A lot of people shy away from pre-loved pushchairs, but there are some real bargains to be had if you look carefully. The majority of owners really look after their set of wheels, and so a pre-loved pushchair can be in great nick. Make sure you always view before buying, and take someone along with you for a second opinion.
• Make sure you only buy the accessories you will
Most pushchairs these days will have a whole host of optional extras – but take care to only buy the ones you will need. A travel bag is great – but if you don’t intend to travel very far then it’s probably not necessary. Car seat adaptors are a great little extra – but if you have a fixed car seat or don’t intend to use your pushchair as a travel system – don’t buy them!
• Don’t be afraid to negotiate.
This ties in with the point above.
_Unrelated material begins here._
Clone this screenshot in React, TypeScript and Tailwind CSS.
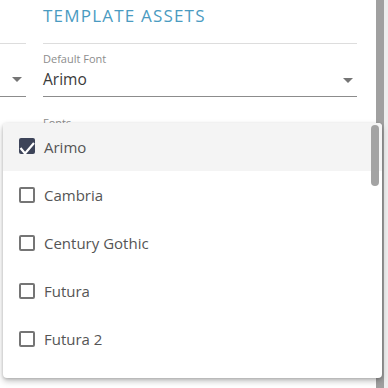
import { useState } from "react";

const fonts = ["Arimo", "Cambria", "Century Gothic", "Futura", "Futura 2"];

function Caret({ className }: { className?: string }) {
  return (
    <svg width="10" height="5" viewBox="0 0 10 5" className={className}>
      <path d="M0 0 L10 0 L5 5 Z" fill="#757575" />
    </svg>
  );
}

function Checkbox({ checked }: { checked: boolean }) {
  if (checked) {
    return (
      <svg width="16" height="18" viewBox="0 0 16 18" className="shrink-0">
        <rect x="0" y="0" width="16" height="16" rx="2" fill="#3d4459" />
        <path d="M1.5 10 L6 15.5 L15 5" fill="none" stroke="#ffffff" strokeWidth="2.2" />
      </svg>
    );
  }
  return <span className="w-4 h-4 shrink-0 rounded-[2px] border-2 border-[#757575]" />;
}

export default function App() {
  const [selected] = useState<string[]>(["Arimo"]);

  return (
    <div className="relative w-[388px] h-[388px] overflow-hidden bg-white flex" style={{ fontFamily: "'Open Sans', 'Noto Sans', sans-serif" }}>
      <div className="flex-1 flex gap-[17px]">
        {/* cut-off left column */}
        <div className="w-[26px] shrink-0 pt-[43px]">
          <div className="border-t border-[#dddddd]" />
          <div className="h-[53px] flex items-end justify-end pb-[14px] pr-[4px] border-b border-[#8c8c8c]">
            <Caret />
          </div>
        </div>

        {/* template assets column */}
        <div className="w-[314px] shrink-0">
          <h2 className="h-[43px] pt-[4px] text-[17px] leading-[24px] tracking-[1.2px] text-[#4a9bc1]">TEMPLATE ASSETS</h2>
          <div className="border-t border-[#dddddd]" />
          <div className="pt-[8px]">
            <div className="text-[11px] leading-[14px] text-[#8d8d8d]">Default Font</div>
            <div className="h-[31px] flex items-center justify-between border-b border-[#8c8c8c] pb-[2px]">
              <span className="text-[15.5px] text-[#3a3a3a]">Arimo</span>
              <Caret className="mr-[4px]" />
            </div>
          </div>
          <div className="pt-[19px] text-[11px] leading-[14px] text-[#8d8d8d]">Fonts</div>
        </div>
      </div>

      {/* page scrollbar */}
      <div className="w-[12px] shrink-0 flex">
        <div className="w-[8px] bg-[#a0a0a0]" />
        <div className="w-[4px] bg-[#eeeeee]" />
      </div>

      {/* dropdown menu */}
      <div className="absolute left-[3px] top-[123px] w-[379px] h-[255px] bg-white rounded-[4px] shadow-[0_3px_6px_rgba(0,0,0,0.25),0_1px_3px_rgba(0,0,0,0.15)] overflow-hidden">
        <ul>
          {fonts.map((f) => {
            const on = selected.includes(f);
            return (
              <li key={f} className={`h-[48px] flex items-center gap-[9px] pl-[16px] ${on ? "bg-[#f4f4f4]" : ""}`}>
                <Checkbox checked={on} />
                <span className="text-[15px] text-[#555555]">{f}</span>
              </li>
            );
          })}
        </ul>
        <div className="absolute right-[3px] top-[2px] w-[8px] h-[61px] rounded-full bg-[#a3a3a3]" />
      </div>
    </div>
  );
}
If the pushchair comes with car seat adaptors which you won’t use, ask if you can leave those and have the price knocked off the package deal, or enquire whether they could be swapped for a more useful accessory for you. The worst that can happen is the sales assistant will say no – but if you don’t ask you don’t get. It might just be worth it, and it might save you a few pennies along the way.
Pushchair shopping can be confusing, daunting and expensive. But if you plan beforehand and go with a clear idea of what you need, it can be a breeze.
What would your advice be? Do you have any top tips to make things easier?